Topic Modelling in Literary Studies
Einleitung
The project aims to calculate and evaluate a series of topic models for a corpus of literary texts (a collection of about 1,800 German-language prose texts – circa 90 million words – from the period between 1870 and 1920) with various stages of data transformations (i.e. removing of high-frequency and low-frequency words, numbers as well as punctuations, partial segmentation into text chunks of 300 or 500 words, the restriction to certain word-formation classes) and with various combinations of parametrisation (number of topics, number of iterations, window size, etc.) to shed some light on the regularities between text features and the quality of the topic modelling performed for literary texts.
Methoden
Topic modelling was performed using the LDA algorithm (Latent Dirichlet Allocation) implemented in the MALLET (MAchine Learning for LanguagE Toolkit) package. Topic modelling is a text-mining tool for automatically discovering a corpus’s thematic structure. The content of any text can be characterised through a limited set of themes. All the words in a text are derived from it. From the observation it is known that the words belonging to similar topics usually appear in a similar context. That is what the LDA algorithm is based on. It calculates the probability of words appearing in a particular context and groups words into these thematic clusters. The quality of the models was evaluated using the coherency measure Cv. It measures the contextual dependencies between words within a topic and can be interpreted as a measurement of the meaningfulness of a theme. The higher the value obtained, the better a topic or model should be. This operation is one of the most energy-intensive because it is based on a stepwise increase of the number of topics using a sliding window algorithm. A coherence value is calculated for each step (window). For example, in one of the experiments, Cv was calculated from 20 to 300 topics with a step of 20. It took about 23 hours to complete a job on the Lichtenberg cluster and was utilised 806,24 GB of memory. In addition to the quantitative evaluation, a manual assessment of the interpretability of the topics was used. Finally, the visualisation package PyLDAvis was used to evaluate the distribution of topics.
Ergebnisse
One main finding of the project is that each data configuration type has its own coherence profile:
• the ascending coherence type corresponds to non-segmented raw data;
• the descending coherency type corresponds to non-segmented cleaned data;
• the parabolic coherency type corresponds to segmented data, both raw and cleaned;
• the discontinuous type corresponds to non-segmented data and data with selected word classes, in both cases for a special subset of the corpus.
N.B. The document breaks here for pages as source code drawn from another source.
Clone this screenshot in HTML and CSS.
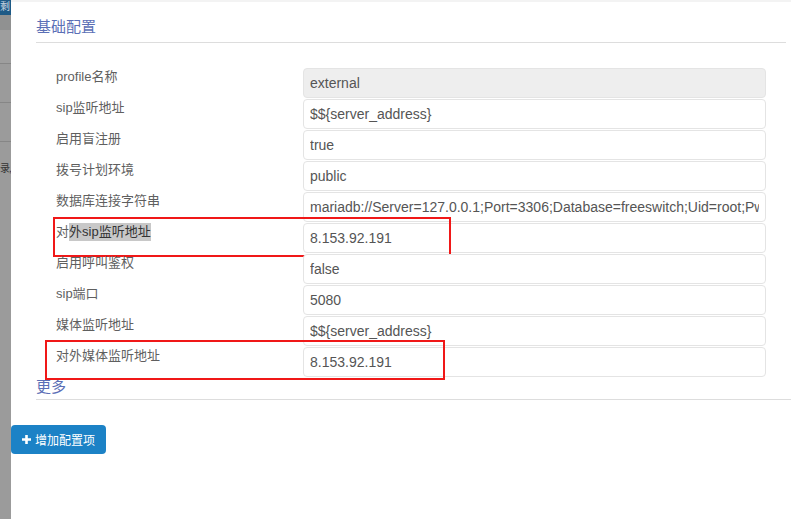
FILE: index.html
```html
<!DOCTYPE html>
<html lang="zh-CN">
    <head>
        <meta charset="UTF-8">
        <title>profile 配置</title>
        <link rel="stylesheet" href="styles.css">
    </head>

    <body>
        <!-- the page behind the dialog, dimmed -->
        <div class="behind">
            <div class="behind-bar">剩</div>
            <div class="behind-tab"></div>
            <div class="behind-row behind-first"></div>
            <div class="behind-row"></div>
            <div class="behind-row"></div>
            <div class="behind-text">录,</div>
        </div>

        <div class="dialog">
            <h3 class="section-title">基础配置</h3>

            <form class="config-form" name="profileForm" action="" method="GET">
                <div class="form-row">
                    <label for="pname">profile名称</label>
                    <input id="pname" class="field field-readonly" type="text" value="external" readonly>
                </div>
                <div class="form-row">
                    <label for="sipip">sip监听地址</label>
                    <input id="sipip" class="field" type="text" value="$${server_address}">
                </div>
                <div class="form-row">
                    <label for="blind">启用盲注册</label>
                    <input id="blind" class="field" type="text" value="true">
                </div>
                <div class="form-row">
                    <label for="context">拨号计划环境</label>
                    <input id="context" class="field" type="text" value="public">
                </div>
                <div class="form-row">
                    <label for="odbc">数据库连接字符串</label>
                    <input id="odbc" class="field" type="text" value="mariadb://Server=127.0.0.1;Port=3306;Database=freeswitch;Uid=root;Pwd=">
                </div>
                <div class="form-row">
                    <label for="extsip">对<span class="selected">外sip监听地址</span></label>
                    <input id="extsip" class="field" type="text" value="8.153.92.191">
                    <div class="mark mark-sip"></div>
                </div>
                <div class="form-row">
                    <label for="auth">启用呼叫鉴权</label>
                    <input id="auth" class="field" type="text" value="false">
                </div>
                <div class="form-row">
                    <label for="port">sip端口</label>
                    <input id="port" class="field" type="text" value="5080">
                </div>
                <div class="form-row">
                    <label for="rtpip">媒体监听地址</label>
                    <input id="rtpip" class="field" type="text" value="$${server_address}">
                </div>
                <div class="form-row">
                    <label for="extrtp">对外媒体监听地址</label>
                    <input id="extrtp" class="field" type="text" value="8.153.92.191">
                    <div class="mark mark-rtp"></div>
                </div>
            </form>

            <h3 class="section-title section-more">更多</h3>

            <button type="button" class="btn-add">
                <svg width="9" height="9" viewBox="0 0 9 9"><path d="M3.2 0h2.6v3.2H9v2.6H5.8V9H3.2V5.8H0V3.2h3.2z" fill="#fff"/></svg>
                增加配置项
            </button>
        </div>
    </body>
</html>
```

FILE: styles.css
```css
html, body {
    margin: 0;
    height: 100%;
}

body {
    display: flex;
    overflow: hidden;
    font-family: "Liberation Sans", "Noto Sans CJK SC", sans-serif;
    background-color: #ffffff;
}

/* dimmed page behind the dialog */
.behind {
    width: 11px;
    flex-shrink: 0;
    background-color: #9b9b9b;
    overflow: hidden;
}

.behind-bar {
    height: 15px;
    background-color: #1d5a86;
    color: #c9d6e2;
    font-size: 10px;
    line-height: 13px;
    overflow: hidden;
}

.behind-tab {
    height: 15px;
    background-color: #909191;
}

.behind-row {
    height: 38px;
    border-bottom: 1px solid #868686;
}

.behind-first {
    height: 33px;
    background-color: #9e9e9e;
}

.behind-text {
    margin-top: 18px;
    font-size: 10px;
    letter-spacing: -1px;
    color: #333333;
    white-space: nowrap;
    overflow: hidden;
}

/* dialog */
.dialog {
    flex: 1;
    border-top: 2px solid #f3f3f3;
    padding: 0 5px 0 25px;
}

.section-title {
    margin: 0;
    padding: 15px 0 5px 0;
    font-size: 15px;
    line-height: 20px;
    font-weight: normal;
    color: #5b6fb6;
    border-bottom: 1px solid #dddddd;
}

.section-more {
    padding-top: 0;
    padding-bottom: 2px;
    margin-top: -2px;
    margin-right: -5px;
}

.config-form {
    margin: 25px 0 0 0;
    padding-left: 20px;
}

.form-row {
    position: relative;
    display: grid;
    grid-template-columns: 247px 463px;
    margin-bottom: 1px;
}

.form-row:last-child {
    margin-bottom: 2px;
}

label {
    font-size: 13px;
    line-height: 17px;
    color: #5f5f5f;
}

.selected {
    background-color: #c8c8c8;
    color: #333333;
    padding: 1px 0 2px 0;
}

.field {
    box-sizing: border-box;
    height: 30px;
    margin: 0;
    padding: 0 6px;
    border: 1px solid #e4e4e4;
    border-radius: 4px;
    font-family: "Liberation Sans", "Noto Sans CJK SC", sans-serif;
    font-size: 14px;
    color: #555555;
    background-color: #ffffff;
    outline: none;
}

.field-readonly {
    background-color: #eeeeee;
}

/* red annotation frames drawn over the screenshot */
.mark {
    position: absolute;
    box-sizing: border-box;
    border: 2px solid #f01818;
    height: 40px;
    pointer-events: none;
}

.mark-sip {
    left: -3px;
    top: -6px;
    width: 398px;
}

.mark-rtp {
    left: -11px;
    top: -7px;
    width: 400px;
}

.btn-add {
    display: flex;
    align-items: center;
    gap: 4px;
    margin: 25px 0 0 -25px;
    height: 29px;
    width: 95px;
    padding: 0 0 0 11px;
    border: none;
    border-radius: 4px;
    background-color: #1c82c6;
    color: #ffffff;
    font-family: "Liberation Sans", "Noto Sans CJK SC", sans-serif;
    font-size: 12px;
}
```
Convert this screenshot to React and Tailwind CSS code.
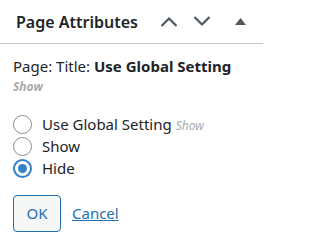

It means that the Cv measure can be used not only to find the best model but also to understand how the results of topic modelling differ if we manipulate the data structure (by removing certain frequency classes and sop words, by segmentation, and by word-class selection). The curve progressions and visualisation of distributions of topics by pyLDAvis-tool demonstrate what happens to the structure of a text in each case and how this affects the quality of the machine modelling. In general, our experiments with data of varying sizes have demonstrated that the quality of topics can be improved simply by increasing the size of a data set.
Diskussion
The conducted experiments provide new insights into the relationship between topic modelling as a tool and a literary text corpus. Manipulations with text structure clarify the relationship between cohesive and coherent mechanisms in a literary text. Cohesive structures make thematic modelling difficult. Cohesion elements as pronouns or conjunctions are hardly meaningful from a thematic perspective, but they are the basic building blocks of the textual structure. A half of any text consists of this sort of unit. Getting rid of these elements through pre-processing improve the quality of topics. The problem is that structure in literary text (compared to the structure of a scientific text, for example) can have its own meaning. If the structure is changed, the meaning is also changed. Therefore, any of the manipulations changes structure and meaning. These changes are reflected in the coherence types. The fewer cohesion elements the structure contains, the more heterogeneous and complex it becomes in the thematic sense.
Ausblick
The next step would be to test other modelling approaches with other evaluation metrics, comparing the literary corpus with a non-fiction corpus.